Posts Tagged ‘cartarel islands’
The climate change refugee

Global warming is an observable fact threatening our future that much is certain. But, for many, climate change is affecting the here and now. More and more we are witnessing the human cost of climate change: human migration.

In 2008, according to the Norwegian Refugee Council, more than 20 million people were displaced by climate related natural disasters such as cyclones, heavy floods and rains. A report by the Environmental Justice Foundation claims global warming could create as many as 150 million refugees by 2050.

Most often the communities hit hardest are the poorest, lacking education on climate change, least able to adapt to changing circumstances and with the smallest carbon footprints on the planet.

Later on this year, the population of around 2500 of the Cartarel Islands, of Papua New Guinea, will be forced from their homes to neighbouring islands as their homes fall victim to rising sea levels. This will not only adversely affecting fishing, destroying plantation and therefore compromising future food sources, but is more tragically ‘swallowing’, as they say, the picturesque tropical island.

Murray Island, one of the 18 inhabited islands of the Torres Strait, lying between the far north-eastern tip of the Australian mainland and Papua New Guinea, with a total population of 7000 people is also feeling the effects of climate change. Inhabitants’ traditional ways of life living on the islands beaches is increasingly plagued by abnormally high tides flooding and eroding the islands and shifting seasons leaving inhabitants unsure as to when to plant crops. Changing animal migration patterns means birds, turtles and sea cows traditionally hunted for meat are now progressively scarce. One inhabitant claims it is usually customary to see hundreds of turtles on the beach during mating season, in 2008, however, she saw only 5 or 6.

Pacific ocean islands, such as Kiribati with a population of 100,000 and Tuvalu with a population of 11,000, are also suffering from rising sea levels engulfing their lands resulting in salt water mixing with groundwater, contaminating wells and food sources such as plants and trees beginning to die out. In 2007, over 3,000 Tuvaluans fled the island to the largest exile community in Auckland, New Zealand.

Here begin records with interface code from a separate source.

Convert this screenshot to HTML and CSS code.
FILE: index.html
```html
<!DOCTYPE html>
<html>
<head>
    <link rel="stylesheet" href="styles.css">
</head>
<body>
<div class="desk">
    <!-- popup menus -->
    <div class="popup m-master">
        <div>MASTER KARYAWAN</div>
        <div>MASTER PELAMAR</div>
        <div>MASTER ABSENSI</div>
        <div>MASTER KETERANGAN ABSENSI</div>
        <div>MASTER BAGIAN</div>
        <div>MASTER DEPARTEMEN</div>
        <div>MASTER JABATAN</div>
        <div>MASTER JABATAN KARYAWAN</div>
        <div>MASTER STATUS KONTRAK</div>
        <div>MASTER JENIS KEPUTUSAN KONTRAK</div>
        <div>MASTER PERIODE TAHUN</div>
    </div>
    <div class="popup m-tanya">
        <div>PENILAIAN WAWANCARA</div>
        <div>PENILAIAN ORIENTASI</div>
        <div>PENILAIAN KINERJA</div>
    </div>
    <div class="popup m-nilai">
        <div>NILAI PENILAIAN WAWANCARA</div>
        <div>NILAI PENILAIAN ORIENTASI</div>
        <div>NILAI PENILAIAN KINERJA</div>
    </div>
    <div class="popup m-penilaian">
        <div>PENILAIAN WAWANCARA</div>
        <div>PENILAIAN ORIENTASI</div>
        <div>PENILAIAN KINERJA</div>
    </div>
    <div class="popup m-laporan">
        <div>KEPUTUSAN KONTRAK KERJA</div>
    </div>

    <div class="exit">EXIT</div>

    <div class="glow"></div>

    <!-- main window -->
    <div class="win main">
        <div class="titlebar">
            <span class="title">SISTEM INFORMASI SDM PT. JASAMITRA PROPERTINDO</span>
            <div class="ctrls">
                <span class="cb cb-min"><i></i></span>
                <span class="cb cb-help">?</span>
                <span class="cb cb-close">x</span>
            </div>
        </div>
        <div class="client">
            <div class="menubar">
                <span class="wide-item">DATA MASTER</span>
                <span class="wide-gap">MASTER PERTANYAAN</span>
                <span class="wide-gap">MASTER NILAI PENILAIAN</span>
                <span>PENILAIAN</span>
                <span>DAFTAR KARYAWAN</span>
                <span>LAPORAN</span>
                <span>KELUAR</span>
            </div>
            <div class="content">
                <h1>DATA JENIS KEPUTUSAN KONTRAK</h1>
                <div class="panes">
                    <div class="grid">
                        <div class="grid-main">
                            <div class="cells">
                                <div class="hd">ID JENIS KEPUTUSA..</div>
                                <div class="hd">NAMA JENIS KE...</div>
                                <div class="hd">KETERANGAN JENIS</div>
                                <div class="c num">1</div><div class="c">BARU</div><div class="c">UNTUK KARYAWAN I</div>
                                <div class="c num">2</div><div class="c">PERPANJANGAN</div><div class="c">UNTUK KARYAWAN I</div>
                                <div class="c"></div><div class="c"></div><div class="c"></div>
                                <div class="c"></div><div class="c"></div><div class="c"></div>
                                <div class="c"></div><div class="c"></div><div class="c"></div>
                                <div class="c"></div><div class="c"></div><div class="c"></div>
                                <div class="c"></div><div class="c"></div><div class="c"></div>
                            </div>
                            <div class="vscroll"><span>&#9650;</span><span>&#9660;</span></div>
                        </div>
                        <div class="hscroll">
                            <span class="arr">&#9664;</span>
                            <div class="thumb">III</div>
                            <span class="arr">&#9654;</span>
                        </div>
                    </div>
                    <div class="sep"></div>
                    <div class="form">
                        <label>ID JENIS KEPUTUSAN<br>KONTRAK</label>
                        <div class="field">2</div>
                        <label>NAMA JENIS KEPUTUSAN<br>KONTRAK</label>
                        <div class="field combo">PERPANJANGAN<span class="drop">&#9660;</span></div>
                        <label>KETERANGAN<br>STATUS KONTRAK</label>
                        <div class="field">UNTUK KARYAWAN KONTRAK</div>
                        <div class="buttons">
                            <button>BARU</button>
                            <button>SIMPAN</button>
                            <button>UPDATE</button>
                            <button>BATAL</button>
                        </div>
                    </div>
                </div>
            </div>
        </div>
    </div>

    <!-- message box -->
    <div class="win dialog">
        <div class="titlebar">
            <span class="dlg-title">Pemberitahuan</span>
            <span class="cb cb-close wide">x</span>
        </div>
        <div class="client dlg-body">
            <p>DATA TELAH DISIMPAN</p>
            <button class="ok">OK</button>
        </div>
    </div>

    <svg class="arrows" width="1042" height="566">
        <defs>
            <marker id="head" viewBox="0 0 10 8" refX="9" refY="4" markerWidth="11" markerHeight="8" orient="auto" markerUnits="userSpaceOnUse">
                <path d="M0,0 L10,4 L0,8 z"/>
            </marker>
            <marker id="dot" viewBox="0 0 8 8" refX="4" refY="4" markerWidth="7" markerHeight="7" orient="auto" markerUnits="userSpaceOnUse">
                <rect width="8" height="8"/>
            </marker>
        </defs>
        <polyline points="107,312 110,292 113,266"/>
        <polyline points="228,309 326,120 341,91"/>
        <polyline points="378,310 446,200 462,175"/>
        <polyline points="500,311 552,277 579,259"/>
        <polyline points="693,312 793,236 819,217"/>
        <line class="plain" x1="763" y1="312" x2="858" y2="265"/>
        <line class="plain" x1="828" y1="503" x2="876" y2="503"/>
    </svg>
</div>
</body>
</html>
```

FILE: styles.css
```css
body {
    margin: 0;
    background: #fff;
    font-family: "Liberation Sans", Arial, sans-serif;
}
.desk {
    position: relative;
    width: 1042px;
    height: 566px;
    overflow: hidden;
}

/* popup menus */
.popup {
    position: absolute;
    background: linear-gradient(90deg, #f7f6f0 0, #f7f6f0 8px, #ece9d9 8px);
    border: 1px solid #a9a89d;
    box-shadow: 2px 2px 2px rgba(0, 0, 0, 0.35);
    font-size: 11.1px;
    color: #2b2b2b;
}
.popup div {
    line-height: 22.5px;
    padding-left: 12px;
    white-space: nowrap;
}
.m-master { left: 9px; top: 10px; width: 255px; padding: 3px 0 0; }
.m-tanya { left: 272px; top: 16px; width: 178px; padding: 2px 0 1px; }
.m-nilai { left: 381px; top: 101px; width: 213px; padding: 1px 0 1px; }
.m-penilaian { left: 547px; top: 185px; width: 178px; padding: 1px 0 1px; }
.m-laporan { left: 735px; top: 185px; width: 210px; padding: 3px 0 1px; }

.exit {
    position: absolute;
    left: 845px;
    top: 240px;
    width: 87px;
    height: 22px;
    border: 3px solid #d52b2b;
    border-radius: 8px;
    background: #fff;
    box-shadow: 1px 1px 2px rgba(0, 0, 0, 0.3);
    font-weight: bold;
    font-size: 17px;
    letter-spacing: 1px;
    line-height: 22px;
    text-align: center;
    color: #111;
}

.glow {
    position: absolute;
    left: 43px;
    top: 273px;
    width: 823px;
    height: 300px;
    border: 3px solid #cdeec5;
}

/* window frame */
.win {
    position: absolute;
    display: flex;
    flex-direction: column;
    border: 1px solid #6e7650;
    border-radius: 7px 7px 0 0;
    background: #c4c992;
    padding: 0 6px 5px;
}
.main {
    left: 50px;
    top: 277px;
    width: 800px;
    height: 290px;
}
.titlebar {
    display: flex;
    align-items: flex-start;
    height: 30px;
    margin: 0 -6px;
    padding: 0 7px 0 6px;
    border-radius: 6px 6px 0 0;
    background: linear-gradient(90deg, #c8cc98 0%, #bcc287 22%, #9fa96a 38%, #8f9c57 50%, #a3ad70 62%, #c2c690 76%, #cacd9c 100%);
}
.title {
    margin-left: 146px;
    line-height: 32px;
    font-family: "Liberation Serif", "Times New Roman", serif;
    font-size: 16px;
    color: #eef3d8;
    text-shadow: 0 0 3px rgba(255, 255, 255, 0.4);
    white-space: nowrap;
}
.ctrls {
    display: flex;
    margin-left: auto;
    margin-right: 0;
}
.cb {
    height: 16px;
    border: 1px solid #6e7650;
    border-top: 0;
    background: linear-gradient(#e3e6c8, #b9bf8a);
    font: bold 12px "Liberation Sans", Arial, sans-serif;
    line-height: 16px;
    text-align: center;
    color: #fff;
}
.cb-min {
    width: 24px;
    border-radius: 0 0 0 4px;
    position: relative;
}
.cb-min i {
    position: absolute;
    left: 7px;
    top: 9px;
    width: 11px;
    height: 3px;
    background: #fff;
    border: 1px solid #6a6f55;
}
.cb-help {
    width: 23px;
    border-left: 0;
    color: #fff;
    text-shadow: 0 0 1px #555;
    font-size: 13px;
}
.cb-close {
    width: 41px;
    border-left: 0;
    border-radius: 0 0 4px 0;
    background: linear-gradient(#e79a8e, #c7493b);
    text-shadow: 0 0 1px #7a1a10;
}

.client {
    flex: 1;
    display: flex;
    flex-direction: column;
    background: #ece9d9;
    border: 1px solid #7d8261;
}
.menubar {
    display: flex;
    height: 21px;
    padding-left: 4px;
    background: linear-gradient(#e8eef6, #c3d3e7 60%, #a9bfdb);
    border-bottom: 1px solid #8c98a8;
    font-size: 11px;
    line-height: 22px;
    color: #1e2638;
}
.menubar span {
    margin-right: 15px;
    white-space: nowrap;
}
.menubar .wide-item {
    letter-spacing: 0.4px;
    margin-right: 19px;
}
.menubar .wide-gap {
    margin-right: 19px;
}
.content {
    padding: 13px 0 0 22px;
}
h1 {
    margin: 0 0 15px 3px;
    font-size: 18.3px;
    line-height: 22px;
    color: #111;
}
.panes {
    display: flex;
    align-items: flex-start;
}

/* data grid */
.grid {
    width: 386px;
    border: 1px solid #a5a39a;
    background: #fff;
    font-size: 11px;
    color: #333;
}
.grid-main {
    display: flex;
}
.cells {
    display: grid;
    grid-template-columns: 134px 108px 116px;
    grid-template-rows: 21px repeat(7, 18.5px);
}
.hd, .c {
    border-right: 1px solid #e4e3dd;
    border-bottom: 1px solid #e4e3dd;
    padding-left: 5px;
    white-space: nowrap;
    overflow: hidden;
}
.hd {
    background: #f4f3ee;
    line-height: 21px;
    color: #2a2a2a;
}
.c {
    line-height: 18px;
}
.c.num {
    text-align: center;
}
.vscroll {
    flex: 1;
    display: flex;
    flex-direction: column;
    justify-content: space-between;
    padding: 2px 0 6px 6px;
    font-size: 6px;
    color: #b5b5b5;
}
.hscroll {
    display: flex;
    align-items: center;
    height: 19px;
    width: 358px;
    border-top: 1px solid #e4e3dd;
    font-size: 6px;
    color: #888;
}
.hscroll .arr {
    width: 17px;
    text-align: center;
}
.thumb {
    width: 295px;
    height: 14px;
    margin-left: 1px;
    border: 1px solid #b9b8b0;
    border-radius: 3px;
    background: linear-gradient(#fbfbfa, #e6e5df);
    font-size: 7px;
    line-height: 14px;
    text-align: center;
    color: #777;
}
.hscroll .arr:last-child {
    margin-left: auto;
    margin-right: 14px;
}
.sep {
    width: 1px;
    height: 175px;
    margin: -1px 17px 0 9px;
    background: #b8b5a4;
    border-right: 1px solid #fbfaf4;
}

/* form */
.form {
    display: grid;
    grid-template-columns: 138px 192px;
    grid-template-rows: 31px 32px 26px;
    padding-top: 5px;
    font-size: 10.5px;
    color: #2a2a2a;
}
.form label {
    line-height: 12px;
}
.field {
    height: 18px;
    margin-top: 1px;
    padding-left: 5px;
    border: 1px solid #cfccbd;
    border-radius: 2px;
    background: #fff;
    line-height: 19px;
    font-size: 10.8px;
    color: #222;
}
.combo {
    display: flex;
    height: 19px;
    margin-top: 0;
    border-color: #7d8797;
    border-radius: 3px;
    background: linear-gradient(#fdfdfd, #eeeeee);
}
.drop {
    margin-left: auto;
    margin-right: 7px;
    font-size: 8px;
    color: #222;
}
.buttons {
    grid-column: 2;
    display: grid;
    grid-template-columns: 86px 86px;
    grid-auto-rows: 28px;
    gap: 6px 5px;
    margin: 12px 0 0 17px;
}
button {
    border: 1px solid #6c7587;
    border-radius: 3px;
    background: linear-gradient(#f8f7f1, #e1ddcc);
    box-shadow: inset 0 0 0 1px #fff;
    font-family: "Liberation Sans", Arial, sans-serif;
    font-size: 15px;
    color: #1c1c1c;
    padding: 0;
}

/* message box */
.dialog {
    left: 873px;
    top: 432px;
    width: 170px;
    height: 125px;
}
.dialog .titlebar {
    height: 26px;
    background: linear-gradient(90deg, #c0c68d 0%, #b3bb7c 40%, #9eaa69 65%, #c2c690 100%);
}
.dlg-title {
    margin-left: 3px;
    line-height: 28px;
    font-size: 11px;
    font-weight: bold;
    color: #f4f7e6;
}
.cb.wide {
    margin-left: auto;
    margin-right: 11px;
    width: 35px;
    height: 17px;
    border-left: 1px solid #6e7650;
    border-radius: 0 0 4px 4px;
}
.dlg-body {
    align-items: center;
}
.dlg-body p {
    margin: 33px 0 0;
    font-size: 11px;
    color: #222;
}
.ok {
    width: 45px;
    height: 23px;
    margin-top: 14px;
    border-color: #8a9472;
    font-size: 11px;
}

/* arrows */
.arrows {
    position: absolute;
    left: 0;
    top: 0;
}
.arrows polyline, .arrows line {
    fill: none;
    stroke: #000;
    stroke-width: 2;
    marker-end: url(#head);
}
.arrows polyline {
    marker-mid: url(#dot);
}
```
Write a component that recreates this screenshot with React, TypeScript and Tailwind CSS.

As of yet ,there are no extensive research studies into whether climate change is in fact behind this phenomenon and if these people are in fact ‘environmental refugees’. There are many that believe this phenomenon is a result of the natural movement of the Earth’s tectonic plates which is causing islands to ‘sink’.

However, research shows that the River Nile is also shrinking. The river, crucial to the economy in many parts of Uganda, Egypt, Sudan and Ethiopia, acting as a source of food and a means of producing a livelihood threatens these populations’ ways of life. Other parts of these countries increasingly suffer from rising temperatures attracting higher numbers of pests and mosquitoes leading to rising health problems and damaging crops local communities depend upon such as coffee crops in Uganda.

Other countries increasingly affected by climate change are Bangladesh, small island developing states such as the Maldives, which is witnessing the erosion of its coral reefs due to warmer waters, and the Seychelles.

According to the United Nations Environmental Programme (UNEP), regions such as Darfur have been transformed from sustainable agricultural lands into partial deserts leading to tension and conflict over access to food and a means of generating a living

These ‘climate refugees’ grow increasingly scared that their identities and cultures, which they believe to be tied to their land, will be lost. Are we facing the extinction of our world’s different cultures?

It is clear that, before long, the observable trend of inhabitants forced from their homes due to climate change will inevitably become a human rights issue, one which remains at present underdeveloped. For this to happen however there remain legal complexities which must be solved before positive action can be taken such as who is or becomes responsible for these environmental refugees? Neighbouring countries? Who is then to blame for their forced displacement and obligated to provide compensation? Corporations that emit the greenhouse gases that have resulted in anthropogenic climate change? Changes will have to be made to international law to deal with the effects of climate change.

What is certain is that the futures of populations such as those mentioned remain uncertain and in the hands of those with the power to do something for them, namely developing nations.